DESPITE efforts of the Commission on Elections (Comelec) and civil society to get eligible persons with disabilities to register, vote and do it with ease, the number of registered voters with disabilities for the May elections has slipped 14 percent from the 2013 polls.

Comelec’s “No Bio, No Boto” campaign might have led to the disenfranchisement of PWD voters, according to some disability advocates.

But others say it is possible that a number of PWDs who registered last year chose not to declare their disability because they believe they do not need special assistance on election day.

Registered voters with disabilities now total 292,908, down from 339,144 recorded in October 2013, according to a Jan. 13 report from the Comelec Elections and Barangay Affairs Department (EBAD).

The 2010 census recorded 1.443 million PWDs, or 1.57 percent of the population.

Even fewer PWDs, 37,178, manifested their desire to vote in an accessible polling place (APP) during the 2016 elections, the EBAD report showed.

The Comelec plans to designate 4,137 voting centers as APPs for this year’s elections.

Republic Act 10366 provides for APPs which, under the law, shall be located on the ground floor, preferably near the building entrance, free of physical barriers and provided with necessary services, including assistive devices.

The EBAD report covers 97.53 percent of PWD registration. Only Davao Region submitted partial results.

According to the report, voters with physical disabilities account for 50,997 or almost 20 percent of the total number of PWD voters, followed by those with visual disabilities at 38,280.

Voters with hearing disabilities number 7,786 and those with speech disabilities, 6,857.

The Comelec has not provided an analysis of the data.  Commissioner Luie Tito Guia heads the poll body’s committee on vulnerable sectors, including PWDs.

Carmen Zubiaga, executive director of the National Council on Disability Affairs (NCDA), said the decrease in the registration turnout was not so much about PWDs not wanting to take part in the elections, but about their openness to receive assistance come polling day.

She said not all PWDs indicated the need for assistance and were thus not counted as voters with disabilities.

Zubiaga also said some PWDs, such as people with learning or intellectual disabilities, were restricted by their own families from registering.

No bio, no boto

Poll watchdog Legal Network for Truthful Elections (LENTE) said, however, the decrease in the PWD registration turnout can be attributed to voter disenfranchisement resulting from the “No Bio, No Boto” campaign, which the Supreme Court upheld in December.

Republic Act 10367 mandates a biometric registration system.
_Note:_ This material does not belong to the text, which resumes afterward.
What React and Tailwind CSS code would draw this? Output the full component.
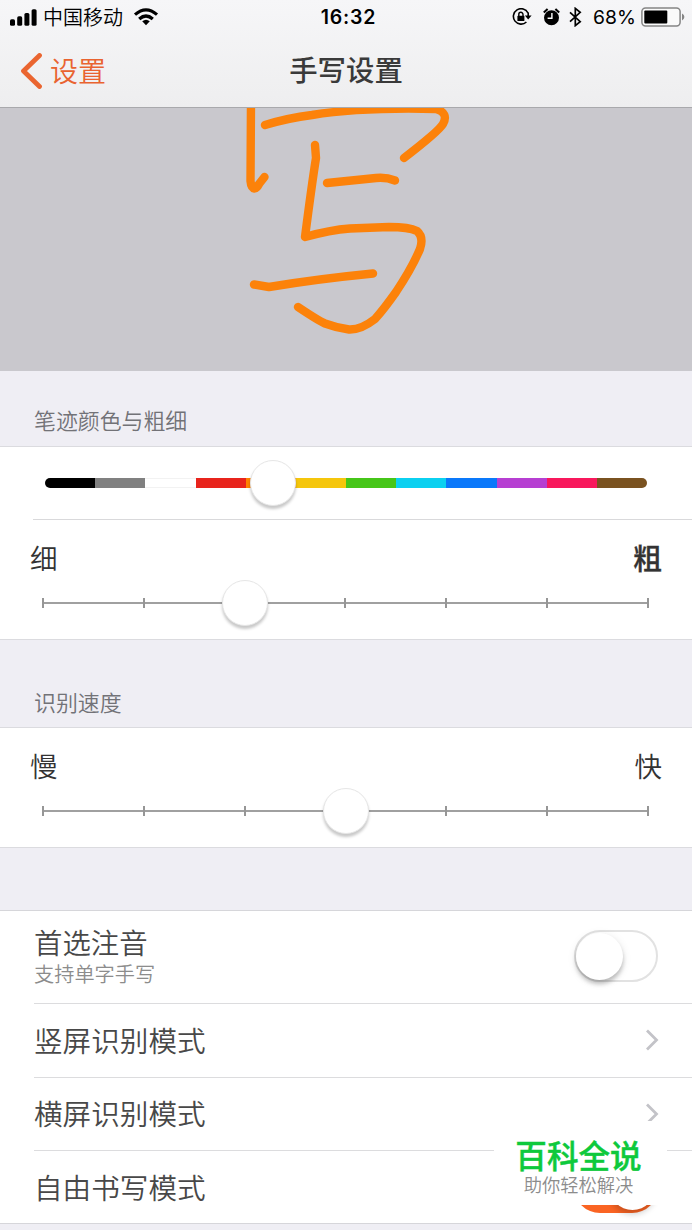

Voters who failed to submit themselves for validation until Oct. 31 last year will not be allowed to vote.

Validation involves digitally capturing a voter’s photograph, fingerprints and signature.

About 2.5 million voters failed to validate their biometric records during the registration period.

PWD registrants- 2016 elections

Disability advocate and lawyer Jessica Magbanua of Alyansa ng mga may Kapansanang Pinoy (AKAP-Pinoy) said not all PWDs were informed about the need to update their biometric records.

She said she is certain the poll body’s information dissemination campaign on the biometrics system failed to reach some places.

She said for most PWDs including herself, it was a case of mixed information and confusion.

Iba-iba yung sagot na naririnig ko before. Pwede pa yan, basta nagpa-biometrics ka before, good pa yan. Meron din nagsasabi na lahat tayo dapat magpa-biometrics ulit (We were given different answers. ‘You can still vote, as long as you had your biometrics taken before.’ Others say we have to get our biometrics taken again),” Magbanua said.

Publish names of ‘disenfranchised’ PWD voters

Magbanua urged the Comelec to release as soon as possible the names of 46,236 PWD voters who have been delisted to avoid confusion and inconvenience in the May 9 elections.

“We don’t know who among them were disenfranchised. (Comelec) should publish the names of PWDs who have been taken out of the list, so that they won’t go to the precincts anymore,” she said.

She said, however, this move should be the last resort, in case the poll body can no longer do anything to allow them to vote.

Lawyer and LENTE executive director Rona Ann Caritos said the low PWD registration turnout may be related to accessibility, such as lack of transportation.

Few PWDs sign up for accessible precincts

On Jan. 4, Comelec Chair Andres Bautista said 209,000 PWDs and senior citizens manifested their desire to vote in an APP. (See Mall voting only a temporary solution)

Of this number, only 17 percent or 37,178 are PWDs, according to the EBAD report.

Magbanua gave one explanation: “Kung kaya naman namin (If we can vote on our own), we would not bother the government in putting extra facilities for us.”

But the low figure also stems from the Comelec’s failure to do its part.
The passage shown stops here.